Published Oct. 25, 2018|Updated Oct. 31, 2018

Negative campaigning is rare in judicial races because of strict legal limits, but it's popping up in the circuit judge race between Robin Fuson and Jamey Moody.

The Moody campaign has posted a website and is running an ad calling attention to allegations — false, according to Fuson — that he was once fired as a Hillsborough substitute teacher for allowing students to watch a porn film in a classroom and was demoted as an assistant state attorney for improper case management.

Backers of Fuson, meanwhile, have spread word that Moody may have violated campaign rules for judges by touting support from state Sen. Tom Lee, R-Thonotosassa. Judicial candidates aren't supposed to associate their campaigns with parties or partisan candidates.

Moody is the brother of Ashley Moody, GOP candidate for attorney general.

Jamey Moody is a candidate for Hillsborough Circuit Court judge.
Jamey Moody is a candidate for Hillsborough Circuit Court judge.

Fuson, who worked odd jobs including substitute teaching while starting a professional baseball career in the 1980s, said he, in fact, prevented a group of students in a classroom from loading a porn film one of them had brought from home into a projector in a secluded part of a classroom. Later, he said, he got a letter from the school district saying it "has been reported" that they watched the film.

They couldn't have, Fuson said. The film didn't fit the projector.

Fuson, by then in Arizona for spring training, said he asked his father to look into it, kept his teaching certificate, and later was approved as a volunteer high school baseball coach after school district background checks.

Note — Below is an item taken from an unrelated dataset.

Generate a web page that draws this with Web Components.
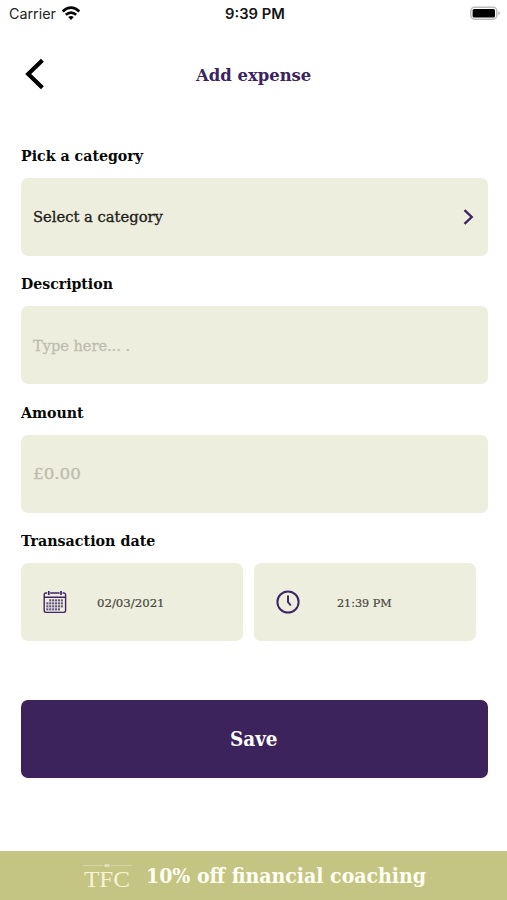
<!DOCTYPE html>
<html lang="en">
<head>
<meta charset="utf-8">
<title>Add expense</title>
<style>
html,body{margin:0;background:#fff}
body{width:507px;height:900px;overflow:hidden}
</style>
</head>
<body>
<expense-page></expense-page>
<script>
// One line of text, drawn at the width given by its attribute.
class FitText extends HTMLElement {
  connectedCallback() {
    const root = this.attachShadow({mode: 'open'});
    root.innerHTML = `<style>
      :host{display:block;flex:none;white-space:pre;width:${this.getAttribute('width')}px}
      span{display:inline-block;transform-origin:0 50%}
    </style><span></span>`;
    const span = root.querySelector('span');
    span.textContent = this.getAttribute('text');
    const w = span.offsetWidth;
    if (w) span.style.transform = `scaleX(${this.getAttribute('width') / w})`;
  }
}

class StatusBar extends HTMLElement {
  connectedCallback() {
    this.attachShadow({mode: 'open'}).innerHTML = `<style>
      :host{display:grid;grid-template-columns:1fr auto 1fr;align-items:center;height:28px;padding:0 6px 0 9px;font-family:Inter,sans-serif;color:#222;box-sizing:border-box}
      .l{display:flex;align-items:center;gap:5px}
      .carrier{font-size:14px;line-height:28px}
      .time{font-size:14px;font-weight:600;color:#151515;line-height:28px;margin-left:-1px}
      .r{justify-self:end;display:flex;margin-top:-2px}
      .l svg{margin-top:-2px}
      svg{display:block}
    </style>
    <div class="l"><fit-text class="carrier" width="47" text="Carrier"></fit-text>
      <svg width="20" height="15" viewBox="0 0 20 15" fill="none" stroke="#050505" stroke-width="2.7"><path d="M1.7 5.4Q10 -2 18.3 5.4"/><path d="M4.8 8.8Q10 4.3 15.2 8.8"/><path d="M7.2 11.1Q10 8.8 12.8 11.1L10 14Z" fill="#050505" stroke="none"/></svg></div>
    <fit-text class="time" width="60" text="9:39 PM"></fit-text>
    <div class="r"><svg width="32" height="16" viewBox="0 0 32 16"><rect x="1.8" y="2.2" width="26" height="12" rx="3.8" fill="#fff" stroke="#bcbcbc" stroke-width="1.5"/><rect x="3.6" y="4" width="22.4" height="8.5" rx="1.5"/><path d="M29.4 6.2q2.8 2 0 4z" fill="#aaa"/></svg></div>`;
  }
}

class PageHeader extends HTMLElement {
  connectedCallback() {
    this.attachShadow({mode: 'open'}).innerHTML = `<style>
      :host{display:grid;grid-template-columns:1fr auto 1fr;align-items:center;height:92px;padding:0 24px;box-sizing:border-box}
      fit-text{font:bold 17px/24px "DejaVu Serif Condensed","DejaVu Serif",serif;color:#3b2360;padding-top:1px}
      svg{display:block}
    </style>
    <svg width="22" height="34" viewBox="0 0 22 34" fill="none" stroke="#000" stroke-width="4.2"><path d="M18.4 3.2L4.2 17L18.4 30.8"/></svg>
    <fit-text width="115" text="Add expense"></fit-text><span></span>`;
  }
}

class FormField extends HTMLElement {
  connectedCallback() {
    this.attachShadow({mode: 'open'}).innerHTML = `<style>
      :host{display:block;height:128.67px}
      fit-text{font:bold 15.5px/24px "DejaVu Serif Condensed","DejaVu Serif",serif;color:#080808}
      .row{display:flex;gap:11px;margin-top:10px}
    </style>
    <fit-text width="${this.getAttribute('label-width')}" text="${this.getAttribute('label')}"></fit-text>
    <div class="row"><slot></slot></div>`;
  }
}

class FieldBox extends HTMLElement {
  connectedCallback() {
    this.attachShadow({mode: 'open'}).innerHTML = `<style>
      :host{display:flex;align-items:center;justify-content:space-between;box-sizing:border-box;width:467px;height:78px;padding:0 13px 0 12px;border-radius:7px;background:#edeedd;font:15.5px/24px "DejaVu Serif Condensed","DejaVu Serif",serif;color:#20201b;-webkit-text-stroke:.3px currentColor}
      :host([hint]){color:#bdbdaf}
      :host([small]){width:222px;justify-content:flex-start;padding:0 22px;font-size:11.5px;color:#484840;-webkit-text-stroke-width:.2px}
      ::slotted(fit-text){padding-top:1px}
    </style><slot></slot>`;
  }
}

class UiIcon extends HTMLElement {
  connectedCallback() {
    const dots = [];
    for (let y = 0; y < 4; y++) for (let x = 0; x < 6; x++) {
      if ((y === 0 && x === 0) || (y === 3 && x > 4)) continue;
      dots.push(`<rect x="${3.3 + x * 2.9}" y="${9.3 + y * 3}" width="2.1" height="2.1"/>`);
    }
    const art = {
      chevron: ['12', '18', '<path d="M1.5 2.2L8.7 9L1.5 15.8" stroke-width="2.4"/>'],
      calendar: ['24', '24', `<path d="M4.2 3H2.8Q1.2 3 1.2 4.8V20.6Q1.2 22.4 3 22.4H20.8Q22.6 22.4 22.6 20.6V4.8Q22.6 3 21 3H19.6M7.2 3H16.6M1.2 7.2H22.6" stroke-width="1.4"/><path d="M5.8 1V5M18 1V5" stroke-width="1.7"/><g fill="#655484" stroke="none">${dots.join('')}</g>`],
      clock: ['24', '24', '<circle cx="12" cy="12" r="10.6" stroke-width="2"/><path d="M12 5.4V12L14.8 15.5" stroke-width="2"/>']
    }[this.getAttribute('name')];
    this.attachShadow({mode: 'open'}).innerHTML = `<style>:host{display:block;flex:none}svg{display:block}</style>
    <svg width="${art[0]}" height="${art[1]}" viewBox="0 0 ${art[0]} ${art[1]}" fill="none" stroke="#3d2666">${art[2]}</svg>`;
  }
}

class SaveButton extends HTMLElement {
  connectedCallback() {
    this.attachShadow({mode: 'open'}).innerHTML = `<style>
      :host{display:flex;align-items:center;justify-content:center;width:467px;height:78px;border-radius:7px;background:#3c235b;color:#fff;font:bold 20px/28px "DejaVu Serif Condensed","DejaVu Serif",serif}
    </style><fit-text width="48" text="Save"></fit-text>`;
  }
}

class PromoBanner extends HTMLElement {
  connectedCallback() {
    this.attachShadow({mode: 'open'}).innerHTML = `<style>
      :host{display:flex;align-items:center;box-sizing:border-box;height:49px;padding:1px 0 0 83px;background:#c4c483;color:#fffff4}
      .logo{width:49px;margin-right:13.5px;display:flex;flex-direction:column}
      .logo fit-text{font:24px/22px "Liberation Serif",serif;color:#f5f3d3;margin-left:1px}
      .promo{font:bold 20px/28px "DejaVu Serif Condensed","DejaVu Serif",serif}
      svg{display:block}
    </style>
    <div class="logo"><svg width="49" height="5" viewBox="0 0 49 5"><path d="M0 2.5H20M28 2.5H49" stroke="#d6d5a5"/><path d="M21.5 1h5v3h-5z" fill="#e0dfb8"/></svg>
    <fit-text width="46" text="TFC"></fit-text></div>
    <fit-text class="promo" width="280" text="10% off financial coaching"></fit-text>`;
  }
}

class ExpensePage extends HTMLElement {
  connectedCallback() {
    this.attachShadow({mode: 'open'}).innerHTML = `<style>
      :host{display:flex;flex-direction:column;width:507px;height:900px;background:#fff}
      main{flex:1;padding:23.5px 0 0 20.6px}
      save-button{margin-top:42px}
      .date{margin-left:30px}
      .time{margin-left:37px}
    </style>
    <status-bar></status-bar>
    <page-header></page-header>
    <main>
      <form-field label="Pick a category" label-width="122"><field-box><fit-text width="130" text="Select a category"></fit-text><ui-icon name="chevron"></ui-icon></field-box></form-field>
      <form-field label="Description" label-width="92"><field-box hint><fit-text width="97" text="Type here... ."></fit-text></field-box></form-field>
      <form-field label="Amount" label-width="63"><field-box hint><fit-text width="48" text="£0.00"></fit-text></field-box></form-field>
      <form-field label="Transaction date" label-width="134"><field-box small><ui-icon name="calendar"></ui-icon><fit-text class="date" width="68" text="02/03/2021"></fit-text></field-box><field-box small><ui-icon name="clock"></ui-icon><fit-text class="time" width="55" text="21:39 PM"></fit-text></field-box></form-field>
      <save-button></save-button>
    </main>
    <promo-banner></promo-banner>`;
  }
}

customElements.define('fit-text', FitText);
customElements.define('ui-icon', UiIcon);
customElements.define('status-bar', StatusBar);
customElements.define('page-header', PageHeader);
customElements.define('field-box', FieldBox);
customElements.define('form-field', FormField);
customElements.define('save-button', SaveButton);
customElements.define('promo-banner', PromoBanner);
customElements.define('expense-page', ExpensePage);
</script>
</body>
</html>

Fuson, a division chief under the late State Attorney Harry Coe, was demoted in a reorganization by incoming State Attorney Mark Ober after Fuson backed Coe against Ober, according to Fuson's personnel file. Fuson said documents from the file posted on the website misrepresent the circumstances under which he later resigned.

Moody, who has publicly mentioned Lee as a backer, says that doesn't violate rules for judicial campaigning because he doesn't say Lee has "endorsed" him.